L’autrice utilizza un molto particolare tipo di scrittura che si direbbe intessuta di riflessione autografa, frammenti di lettere e testimonianze di questi e altri autori idealmente connessi. L’arte del tessere, il lavoro materiale al telaio, viene considerato da Morris eticamente necessario per chiunque abbia un interesse estetico, in opposizione al mondo industriale e mercantile circostante. Morris stesso aveva messo accanto al suo letto medievaleggiante un telaio in legno, quasi uno strumento musicale, sul quale era bene esercitarsi per ritmare fin dall’inizio la giornata di lavoro. Da come si mostra all’autrice, il palazzo-laboratorio Pesaro Orfei a Venezia in cui visse e lavorò Mariano Fortuny è il luogo perfetto per aprire uno spazio scenico che può variare con le sole luci senza cambiare le scene. La “lampada a cupola” di Fortuny è la creazione materiale che rappresenta l’arte totale profetizzata da Wagner. Fortuny stesso è un “datore di luci” anche quando stampa sui velluti le sue dorature artificiali: la “crisografia” (lo scrivere e disegnare in argento e oro) suggestiona anche Morris, che fa proprie le tecniche alchemiche del monaco medievale Teofilo. Morris e Fortuny non sono pittori ma disegnatori e “designatori” di un gusto che sta al posto del lusso e che vuole far perdere progressivamente, a ciò che ora chiamiamo design, l’aggettivo industriale in cambio del “new artisan”. Byatt mette in luce le loro più evidenti differenze: l’amore incondizionato di Fortuny per la musica di Wagner era come fumo negli occhi per Morris.

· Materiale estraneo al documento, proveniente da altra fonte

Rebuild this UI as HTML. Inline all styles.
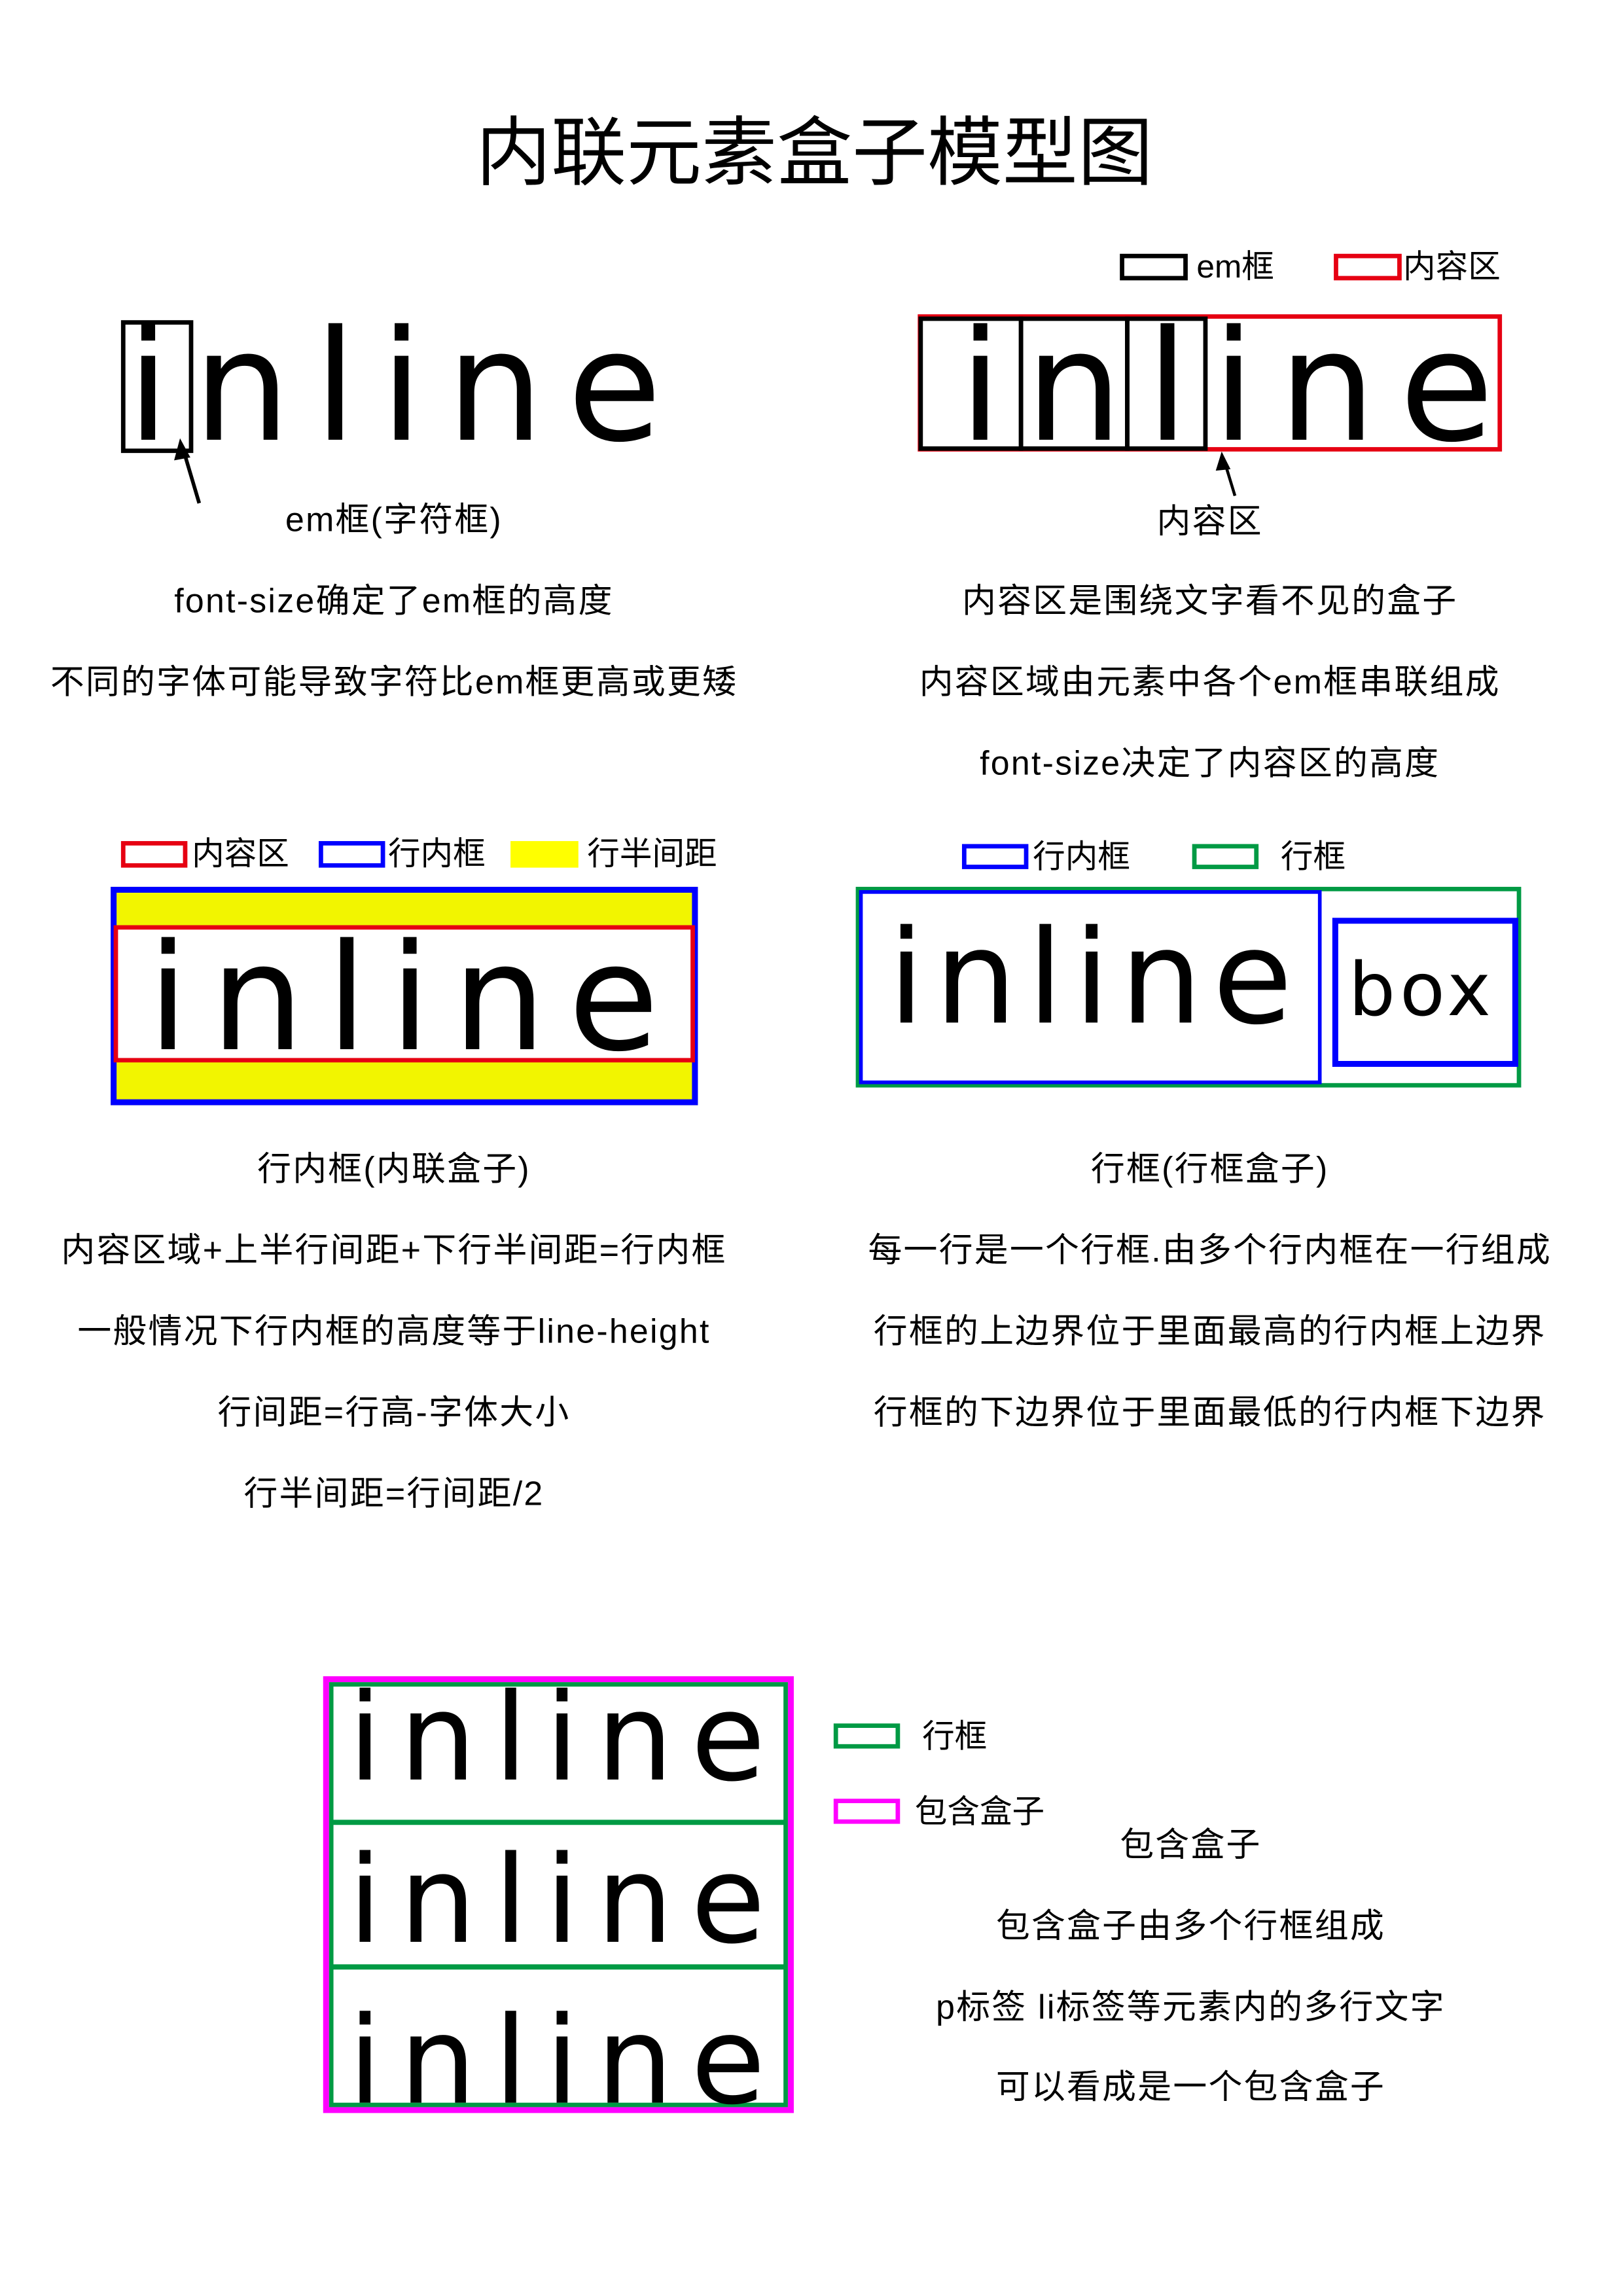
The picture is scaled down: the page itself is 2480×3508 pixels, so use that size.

Il Nord dei ghiacci dell’Islanda piaceva a Morris e il Mediterraneo greco arabizzante a Fortuny. Fra i due c’era una differenza di 37 anni di età, ma Byatt sostiene abbia creato tra i due un segno di continuità o suggestione come è stato letterariamente tra Ruskin e Proust. Però il vero nodo che unisce l’espressione decorativa di Morris e di Fortuny è un frutto, rappresentato in maniera emblematica da Dante Gabriel Rossetti nelle mani della moglie di Morris in veste di Proserpina. Il pomo del melograno ricorre continuamente nell’intreccio dei disegni dei due maestri: è presente al punto da costruire il capitolo centrale della narrazione. La ricerca visiva e letteraria di Byatt, che si concentra sugli effetti di inviluppo e crescita dei disegni tanto di Morris quanto di Fortuny, scopre inoltre la presenza di un uccello terrestre, il pavone dalla voce stridula e quasi umana. Byatt si chiede quali siano a Venezia gli animali più presenti: non leoni che volano, né colombi che camminano, né fenici che bruciano ma pavoni che parlano. Tutte queste forme di ricerca, di disegno e fabbricazione, in Morris quanto in Fortuny, sono alle stesso tempo originali quanto seriali e seriali quanto originali.
E questa è infatti la cifra dell’arte contemporanea, che nell’età della riproducibilità può ancora proporre l’irriproducibile. Il libro guida per questo viaggio è Le pietre di Venezia di John Ruskin, stampato dalla Kelmscott Press di William Morris. Nel vivace scambio tra il letterario e l’artistico sta il segno di una congiunzione astrale fra un sistema di pianeti: Morris-Ruskin-Proust-Fortuny, con una cometa passante in cui si distinguono le forme intrecciate di pavoni e viti(cci). Peacock and Vine. Nell’attenzione appassionata di Proust per gli abiti di Fortuny, l’abito larvale di Oriane Guermantes è come un rapporto stretto e sottile tra pieghe di un abito e righe di un romanzo. Nel Delphos, l’icona di Fortuny, la particolare plissettatura in seta, sottile e resistente, pone vertiginosi problemi di sartoria, ma si anima come una scultura greca vivente e può essere indossato nella quasi immobile presenza scenica di Eleonora Duse come nei movimenti ispirati della danzatrice scalza Isadora Duncan.